Sürekli hayatın anlamsızlığına karşı kendimizi kandırıyoruz. Kendimize göre güzeli ve iyiyi seçiyoruz ve kendi güzel ve iyimize hitap eden amaçlar belirleyip zamanımızın çoğunu feda ediyoruz. Çoğunlukla zamanımızın çoğunu harcamak sadece israf oluyor.

Hayatımızdaki en önemli şeylerden biri zamandır çünkü sadece sana verildiği kadar vardır, asla daha fazlasını alamazsın. (Seneca'nın Yaşamın Kısalığı Üzerine ve Mutlu Yaşam Üzerine kitaplarını okumanızı tavsiye ederim.) Demek istediğim; senin güzel ve iyin bir villa almak, pahalı bir araba sahibi olmak, sürekli Nusret'te et yemekse bence senin bir hayvandan farkın yok. Ve bu sonuçlar sana hiçbir şey katmıyor. Sen sadece tüketiyorsun, bu sence insan olmak mı? Düşünerek herhangi bir şey üretmediğin sürece ya da kendini geliştirmeyi seçmediğin sürece nasıl kendine insan diyebilirsin ki? (Burada demek istediğim şudur: Hayvanlar sadece temel ihtiyaçlarını gidermeyi ve temel ihtiyaçlarını gidermeyi sağlayan özelliklerini geliştirir, insanlar da sadece para kazanmaya çalışırsa hayvanlardan bir farkı yoktur.) Bu durumu ve bunun gibi on binlerce, belki daha fazla durumlardan birini veya birkaçını fark edip amaçsız kalan insanlar yavaş yavaş kafayı yiyor, varoluş sancısı çekiyor ve üzülüyor. Aslında hayatını yeni yaşamaya başladığını fark etmiyor. Bu durumda üç olasılık oluşuyor: İlki, bu durumdan çıkmak için kendine tekrar amaçlar belirlemek. "Kendi kendinize belli etmediğiniz ve iyi iş çıkardığınız sürece kendinizi kandırmanız sorun değildi." (Küçük Tanrılar, Terry Pratchett) Birey üzüntü içinde yaşamak yerine daha az üzüntü hissettiği sistematik köleliğe dönüyor ve yaşamaya devam ediyor -bence hiç eğlenceli değil-. İkincisi; bireyin hayatını sonlandırması, bireyin amacı olmayınca hafif bir farkındalık kazanıyor. Emil Cioran "İnsanlar amaçsız yaşamalı," der, isterseniz ona da bir bakın, muazzam bence. Ve birey bir insan olduğu için karamsar düşünmeye iter kendini. (İnsanın olması/yaratılması çok salakça, insanlar bok gibi vs.) Bu durum çok büyük bir varoluş sancısı ve psikolojik çöküntü yarattığı için birey olaylara katlanamayıp intihar ediyor. Üçüncü olasılıkta ise birey ikinci olasılıktaki gibi varoluşsal sancıya ve psikolojik sorunlara maruz kalıyor, intihar etmek yerine bu durumlara katlanıp cevap aramayı seçiyor, bu yolda devam ederse birey kendini geliştirerek düşünen bir birey oluyor. (Bence zaten olması gereken bu.) Birey zamanla, genelde bir sürü kitap okur, araştırır, sohbet eder, izler, kısaca öğrenir, artık dayatılmış yaşam tarzından kurtulmaya karar verir ve gerçekten yaşamaya başlar; o artık gördüğü her şeyden bir şeyler öğrenir.
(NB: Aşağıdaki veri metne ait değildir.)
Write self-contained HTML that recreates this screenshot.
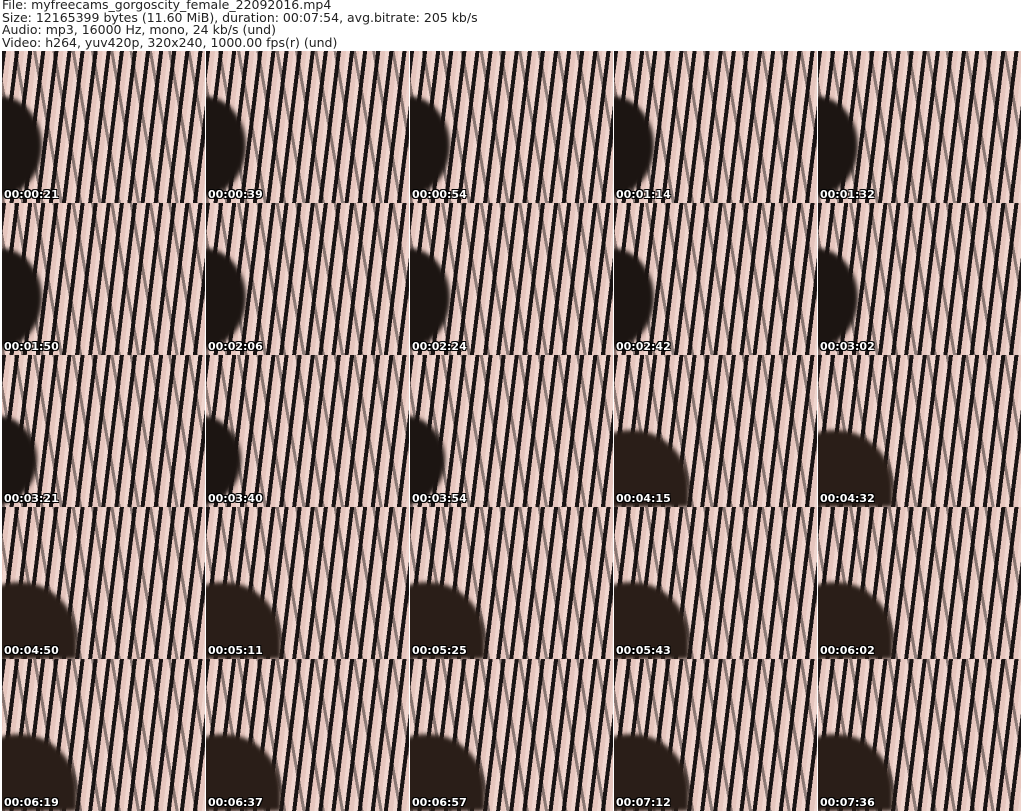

Artık birey felsefe, sanat ve bilimle uğraşmaya başlıyor ve bundan deli gibi zevk alıyor. Artık onun için deneyimlediği her yıl bir hazine oluyor ve kendini sürekli geliştiriyor, ayrıca bu birey kendisi için yaşamak yerine tüm insanlık için yaşıyor, bir nevi tanrıların seviyesine biraz daha yaklaşıyor.